I thought this view nonsense. I noted that the purveyors of this theory tended to gloss over the fact that the Vikings’ first and foremost item of trade, at least in the first centuries, was human slaves. Call me old-fashioned, but I don’t consider the slave trade a peaceful occupation.

But the other day I watched, for the second time, Robert Eggers’ 2022 film, “The Northman.” I can only conclude, based on that movie, that I’ve won the “peaceful Vikings” argument completely. Perhaps I’ve won it too well. Eggers’ Viking culture is thoroughly violent and brutal. Force is all that matters there, and the individual must either possess power or submit to it.
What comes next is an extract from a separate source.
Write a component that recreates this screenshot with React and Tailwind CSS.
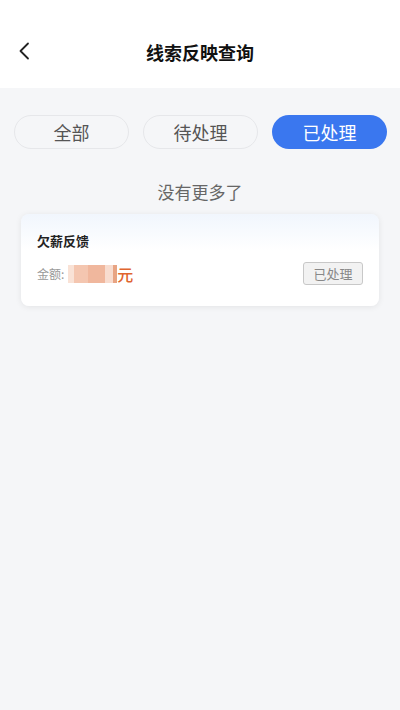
import React from "react";

const font = { fontFamily: '"Noto Sans CJK SC", "Noto Sans", sans-serif' };

export default function App() {
  const tabs = ["全部", "待处理", "已处理"];
  return (
    <div className="w-[400px] h-[710px] bg-[#f5f6f8] flex flex-col" style={font}>
      <div className="h-[88px] bg-white relative flex items-center justify-center pt-[16px]">
        <svg className="absolute left-[17px] top-[41px]" width="16" height="20" viewBox="0 0 16 20" fill="none">
          <path d="M11 2.5 L3.5 10 L11 17.5" stroke="#222" strokeWidth="1.8" strokeLinecap="round" strokeLinejoin="round" />
        </svg>
        <div className="text-[18px] font-bold text-[#111] leading-none">线索反映查询</div>
      </div>
      <div className="flex gap-[14px] pl-[14px] pt-[27px]">
        {tabs.map((t, i) => (
          <div
            key={t}
            className={
              i === 2
                ? "w-[115px] h-[34px] rounded-full bg-[#3a77ef] text-white text-[18px] flex items-center justify-center leading-none"
                : "w-[115px] h-[34px] rounded-full bg-[#f5f6f8] border border-[#e6e7ea] text-[#555] text-[18px] flex items-center justify-center leading-none"
            }
          >
            {t}
          </div>
        ))}
      </div>
      <div className="text-center text-[17px] text-[#666] mt-[34px] leading-none">没有更多了</div>
      <div className="mx-[21px] mt-[14px] h-[92px] rounded-[8px] bg-gradient-to-b from-[#f1f6fd] to-[#ffffff] to-[40%] shadow-[0_1px_6px_rgba(0,0,0,0.08)] px-[16px] pt-[20px]">
        <div className="text-[13px] font-bold text-[#222] leading-none">欠薪反馈</div>
        <div className="flex items-center justify-between mt-[15px]">
          <div className="flex items-center">
            <span className="text-[12px] text-[#999]">金额:</span>
            <span className="ml-[4px] flex h-[18px] w-[49px] blur-[0.6px]">
              <span className="w-[6px] h-full bg-[#f9e2d6]" />
              <span className="w-[14px] h-full bg-[#f4c6b0]" />
              <span className="w-[17px] h-full bg-[#f0b79d]" />
              <span className="w-[8px] h-full bg-[#f8dccf]" />
              <span className="w-[4px] h-full bg-[#e8a483]" />
            </span>
            <span className="text-[16px] text-[#e0652f] font-medium leading-none">元</span>
          </div>
          <div className="w-[60px] h-[23px] rounded-[3px] border border-[#c8c8c8] bg-[#f2f2f2] text-[13px] text-[#888] flex items-center justify-center leading-none">
            已处理
          </div>
        </div>
      </div>
    </div>
  );
}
This view strikes me as just as unbalanced as the old one. It overlooks (as Prof. Jackson Crawford has noted) the importance in Viking culture of being a “drengr,” a man of honor and character. In the movie, for instance, the ball game of “knattleikr” is played by thralls (slaves), and fatalities are considered trivial, since thralls are cheap (note: they were not cheap). In the Icelandic sagas, however, free men play knattleikr themselves, in order to showcase their courage and skill.
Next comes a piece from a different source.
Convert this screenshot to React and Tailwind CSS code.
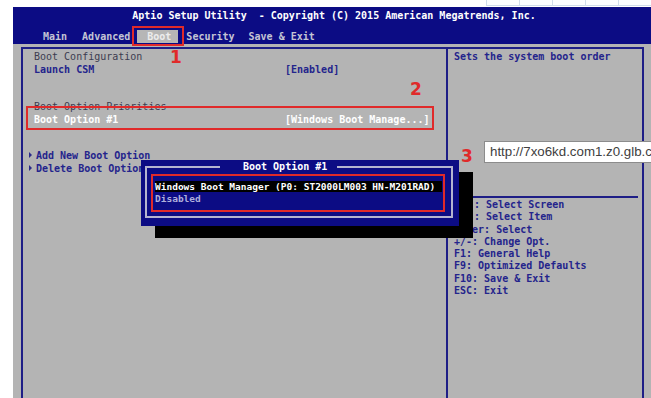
const HELP = [
  ["→←", ": Select Screen"],
  ["↑↓", ": Select Item"],
  ["", "Enter: Select"],
  ["", "+/-: Change Opt."],
  ["", "F1: General Help"],
  ["", "F9: Optimized Defaults"],
  ["", "F10: Save & Exit"],
  ["", "ESC: Exit"],
];

function Tri() {
  return (
    <span className="w-[8px] flex items-center mb-[2px]">
      <span className="ml-[1px] w-0 h-0 border-y-[3px] border-y-transparent border-l-[3px] border-l-[#2a2a8a]" />
    </span>
  );
}

export default function App() {
  return (
    <div className="relative w-[651px] h-[398px] overflow-hidden bg-white font-['DejaVu_Sans_Mono',monospace]">
      {/* top strip */}
      <div className="h-[7px] flex justify-end">
        <div className="flex h-[6px] border-b border-[#cfdcea] bg-[#fbfdff]">
          <div className="w-[33px] border-l border-[#cfdcea]" />
          <div className="w-[33px] border-l border-[#cfdcea]" />
          <div className="w-[33px] border-l border-[#cfdcea]" />
          <div className="w-[33px] border-l border-[#cfdcea]" />
          <div className="w-[33px] border-l border-[#cfdcea]" />
        </div>
      </div>

      {/* BIOS screen */}
      <div className="ml-[13px] h-[391px] flex flex-col">
        <div className="h-[37px] bg-[#0c0c84] flex flex-col">
          <div className="pt-[3px] pl-[4px] h-[15px] leading-[12px] text-[10px] font-bold text-white text-center whitespace-pre">
            Aptio Setup Utility  - Copyright (C) 2015 American Megatrends, Inc.
          </div>
          <div className="mt-[8px] h-[13px] flex text-[10px] leading-[13px] font-bold text-[#c4c4d4] whitespace-pre">
            <span className="ml-[30px]">Main</span>
            <span className="ml-[15px]">Advanced</span>
            <span className="ml-[7px] pl-[10px] pr-[7px] bg-[#b6b6b6] text-[#ececec]">Boot</span>
            <span className="ml-[8px]">Security</span>
            <span className="ml-[14px]">Save &amp; Exit</span>
          </div>
        </div>

        <div className="flex-1 bg-[#b4b4b4] pt-[3px] pl-[8px] pr-[7px]">
          <div className="h-full flex border-t-2 border-l-2 border-r-2 border-[#1e1e86]">
            {/* left */}
            <div className="w-[423px] pl-[11px] pt-[2px] text-[10px] leading-[12.5px] whitespace-pre">
              <div className="text-[#3c3c50]">Boot Configuration</div>
              <div className="flex font-bold text-[#24248c]">
                <span className="w-[251px]">Launch CSM</span>
                <span>[Enabled]</span>
              </div>
              <div className="h-[25px]" />
              <div className="text-[#3c3c50]">Boot Option Priorities</div>
              <div className="flex font-bold text-white">
                <span className="w-[251px]">Boot Option #1</span>
                <span>[Windows Boot Manage...]</span>
              </div>
              <div className="h-[24px]" />
              <div className="flex -ml-[6px] font-bold text-[#24248c]">
                <Tri />
                <span>Add New Boot Option</span>
              </div>
              <div className="flex -ml-[6px] font-bold text-[#24248c]">
                <Tri />
                <span>Delete Boot Option</span>
              </div>
            </div>

            {/* right */}
            <div className="flex-1 border-l-2 border-[#1e1e86] flex flex-col text-[10px] font-bold text-[#24248c] whitespace-pre">
              <div className="h-[147px] pl-[6px] pt-[2px] leading-[12.5px]">Sets the system boot order</div>
              <div className="ml-[2px] mr-[4px] h-[2px] bg-[#1e1e86]" />
              <div className="pl-[6px] pt-[1px] leading-[12.3px]">
                {HELP.map(([p, t], i) => (
                  <div key={i} className="flex">
                    {p ? <span className="w-[20px]">{p}</span> : null}
                    <span>{t}</span>
                  </div>
                ))}
              </div>
            </div>
          </div>
        </div>
      </div>

      {/* popup shadow */}
      <div className="absolute left-[155px] top-[172px] w-[318px] h-[66px] bg-black" />
      {/* popup */}
      <div className="absolute left-[141px] top-[160px] w-[318px] h-[66px] bg-[#0c0c84] pl-[4px] pt-[6px] text-[9.5px] font-bold whitespace-pre">
        <div className="relative w-[308px] h-[52px] border-2 border-[#b4b4d0] pl-[4px] pt-[6px]">
          <div className="absolute left-[73px] -top-[7px] w-[117px] h-[12px] bg-[#0c0c84] pl-[23px] text-[10px] leading-[12px] text-white">
            Boot Option #1
          </div>
          <div className="w-[294px] h-[38px] border-2 border-[#e02a2a] pl-[2px] pt-[5px]">
            <div className="w-[287px] h-[11px] bg-black text-white leading-[11px]">
              Windows Boot Manager (P0: ST2000LM003 HN-M201RAD)
            </div>
            <div className="mt-[1px] leading-[12px] text-[#b0b0dc]">Disabled</div>
          </div>
        </div>
      </div>

      {/* tooltip */}
      <div className="absolute left-[484px] top-[141px] h-[22px] w-[180px] border border-[#8c8c8c] bg-white pl-[5px] font-['Liberation_Sans',Arial,sans-serif] text-[13.3px] leading-[20px] text-[#404040] whitespace-nowrap">
        http://7xo6kd.com1.z0.glb.c
      </div>

      {/* red annotations */}
      <div className="absolute left-[132px] top-[26px] w-[52px] h-[20px] border-2 border-[#e02a2a]" />
      <div className="absolute left-[26px] top-[106px] w-[408px] h-[24px] border-2 border-[#e02a2a]" />
      <div className="absolute left-[170px] top-[49px] font-['DejaVu_Sans',sans-serif] font-bold text-[17px] leading-[17px] text-[#e02a2a]">1</div>
      <div className="absolute left-[410px] top-[81px] font-['DejaVu_Sans',sans-serif] font-bold text-[17px] leading-[17px] text-[#e02a2a]">2</div>
      <div className="absolute left-[461px] top-[148px] font-['DejaVu_Sans',sans-serif] font-bold text-[17px] leading-[17px] text-[#e02a2a]">3</div>
    </div>
  );
}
This narrow view also overlooks the Vikings’ democratic tradition (emphasized in Viking Legacy, the book by Torgrim Titlestad which I translated). The Vikings in fact mistrusted raw power, and mitigated it through limiting their kings under the law, subjecting royal decisions to the “Thing” assemblies of free men. Viking society was far from egalitarian, but they revered law, cherishing it as fundamental to a functional society. They cared, in their own way, about freedom – for themselves, anyway. (This is the human norm, by the way – the concept of the brotherhood of Man came to us from Christianity, and has been internalized slowly, even among Christians.)

Why this radical change in popular views of the Viking Age? I think it rises from the political climate. Scholarly opinion in our time is the obsequious servant of politics. (Perhaps it always has been. The current academic fascination with intersectional power may be plain projection.)
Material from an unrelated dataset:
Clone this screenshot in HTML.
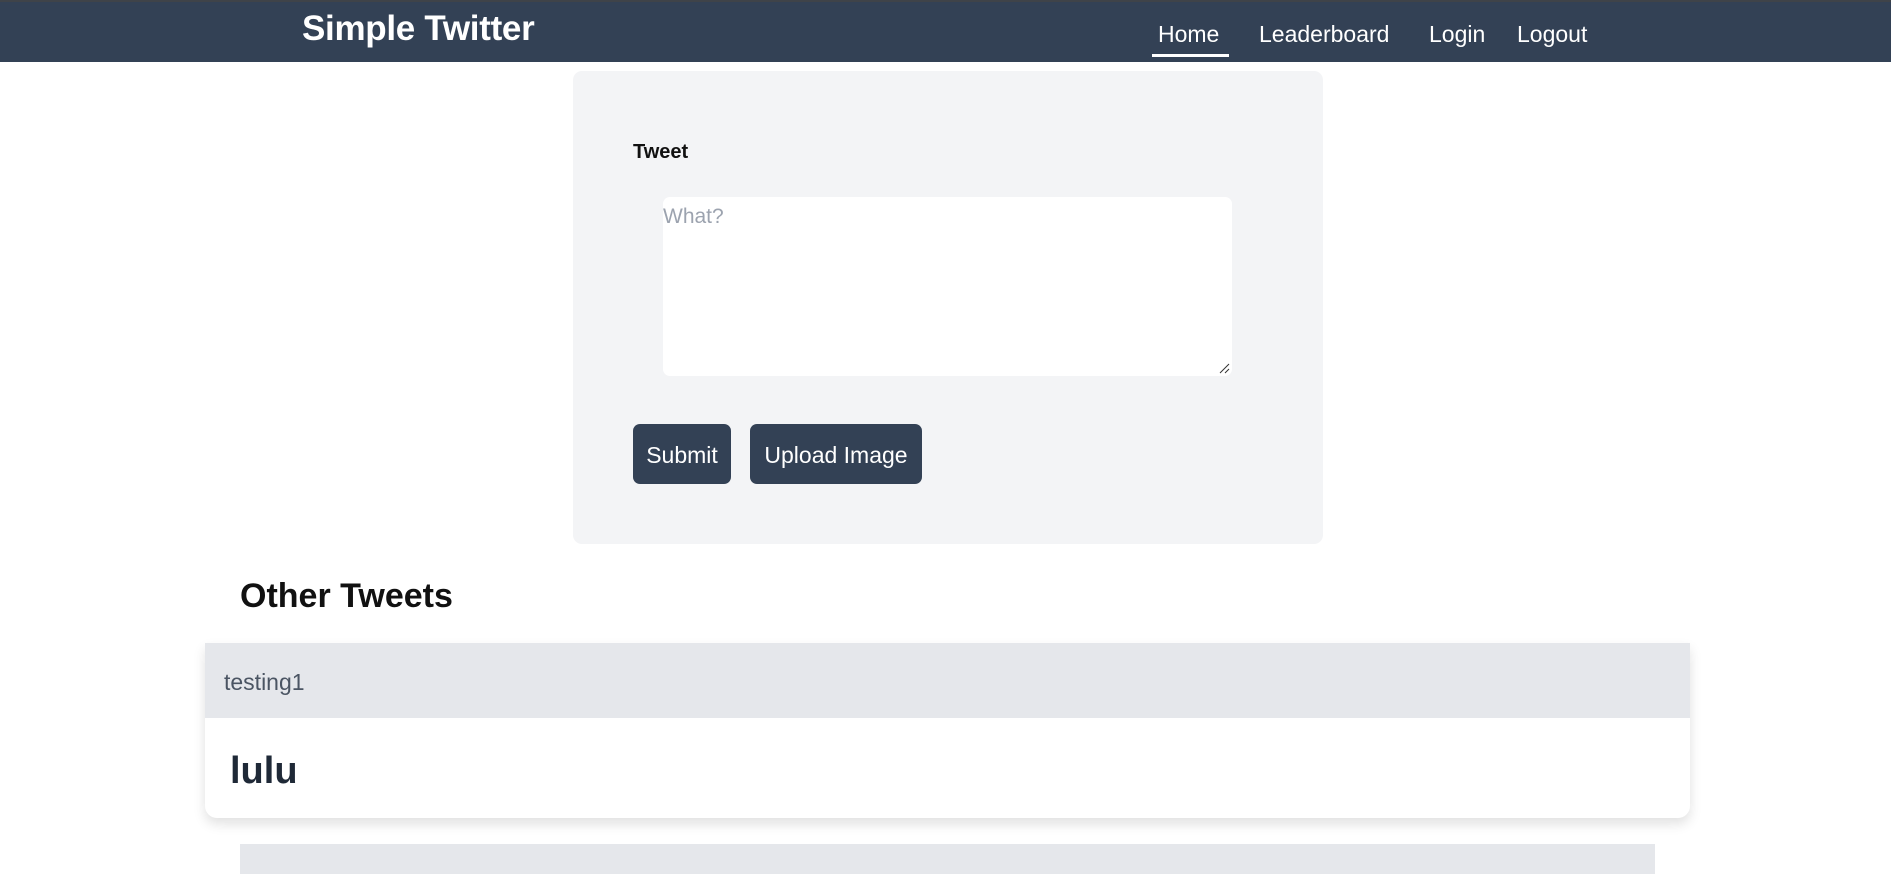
<!DOCTYPE html>
<html><head><meta charset="utf-8"><style>
*{box-sizing:border-box;margin:0;padding:0}
body{width:1891px;height:859px;overflow:hidden;background:#fff;font-family:"Liberation Sans",sans-serif;position:relative}
.nav{position:absolute;left:0;top:0;width:1891px;height:62px;background:#334155;border-top:2px solid #3f4349}
.brand{position:absolute;left:302px;top:9px;color:#fff;font-weight:bold;font-size:35px;letter-spacing:-0.3px}
.nl{position:absolute;top:21px;color:#fff;font-size:23px}
.ul{position:absolute;left:1152px;top:54px;width:77px;height:3px;background:#fff}
.card{position:absolute;left:573px;top:71px;width:750px;height:473px;background:#f3f4f6;border-radius:9px}
.lbl{position:absolute;left:633px;top:141px;font-weight:bold;font-size:20px;color:#111}
.ta{position:absolute;left:663px;top:197px;width:569px;height:179px;background:#fff;border-radius:7px}
.ph{position:absolute;left:663px;top:205px;font-size:21px;color:#9ca3af}
.btn{position:absolute;top:424px;height:60px;background:#334155;border-radius:7px;color:#fff;font-size:23px;line-height:62px;text-align:center}
.h2{position:absolute;left:240px;top:577px;font-size:34px;font-weight:bold;color:#111}
.tw{position:absolute;left:205px;top:643px;width:1485px;height:175px;background:#fff;border-radius:0 0 12px 12px;box-shadow:0 6px 12px rgba(0,0,0,.12)}
.th{height:75px;background:#e5e7eb;color:#4b5563;font-size:23px;padding:26px 0 0 19px}
.tb{font-size:38px;font-weight:bold;color:#1f2937;padding:32px 0 0 25px}
.tw2{position:absolute;left:240px;top:844px;width:1415px;height:30px;background:#e5e7eb}
</style></head><body>
<div class="nav"></div>
<div class="brand">Simple Twitter</div>
<div class="nl" style="left:1158px">Home</div>
<div class="nl" style="left:1259px">Leaderboard</div>
<div class="nl" style="left:1429px">Login</div>
<div class="nl" style="left:1517px">Logout</div>
<div class="ul"></div>
<div class="card"></div>
<div class="lbl">Tweet</div>
<div class="ta"></div>
<div class="ph">What?</div>
<svg style="position:absolute;left:1218px;top:362px" width="12" height="12"><path d="M2 11L11 2M7 11L11 7" stroke="#333" stroke-width="1"/></svg>
<div class="btn" style="left:633px;width:98px">Submit</div>
<div class="btn" style="left:750px;width:172px">Upload Image</div>
<div class="h2">Other Tweets</div>
<div class="tw"><div class="th">testing1</div><div class="tb">lulu</div></div>
<div class="tw2"></div>
</body></html>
For most of my lifetime, the North Star, the guiding principle, of this Political/Scholarly-Industrial Complex has been contempt for Western Civilization. When Vikings were viewed as outsiders to that civilization, scholars had to regard them positively. Now that they have come to be viewed, sometimes, as insiders, the original Dead White Males, they can be despised – when convenient.

The truth of the Vikings is that they were like everyone else. They lived the best way they knew how, according to their lights. (Snorri Sturlusson understood this in the 13th Century. Moderns are often less sophisticated.)

In my view, one major point that’s generally overlooked in our discussions of the Vikings is that the Viking Age was the Scandinavian Age of Conversion. When the Vikings first hit Lindisfarne in 793 AD, they were mostly heathen (though missionary activity had probably begun even then). By the (generally accepted) end of the Viking Era – the Battle of Stamford Bridge in 1066 – the Danes and Norwegians were solidly Christian and the Swedes not far behind. One of the chief reasons for the end of Viking activity was a nascent internalization by Scandinavians of the Christian ethic – an ethic they still haven’t entirely embraced – like everyone else.

There’s another point too. That point – a major one, though intellectually disreputable – is the element of fun. When I fell in love with the Vikings as a boy, it was the image of a dragon ship under sail, headed off to adventure, that gripped me. An idea formed in my mind of a bold hero at the prow of such a ship, a free man sailing out to test his courage and seize his fortune. That image – in time – coupled with the historical figure of Erling Skjalgsson and gave birth to my series of historical fantasy novels, The Year of the Warrior, West Oversea, Hailstone Mountain, The Elder King, King of Rogaland, and The Baldur Game.

Robert Eggers’ movie contains not one moment of that kind of fun. I hope my Erling books do a better job.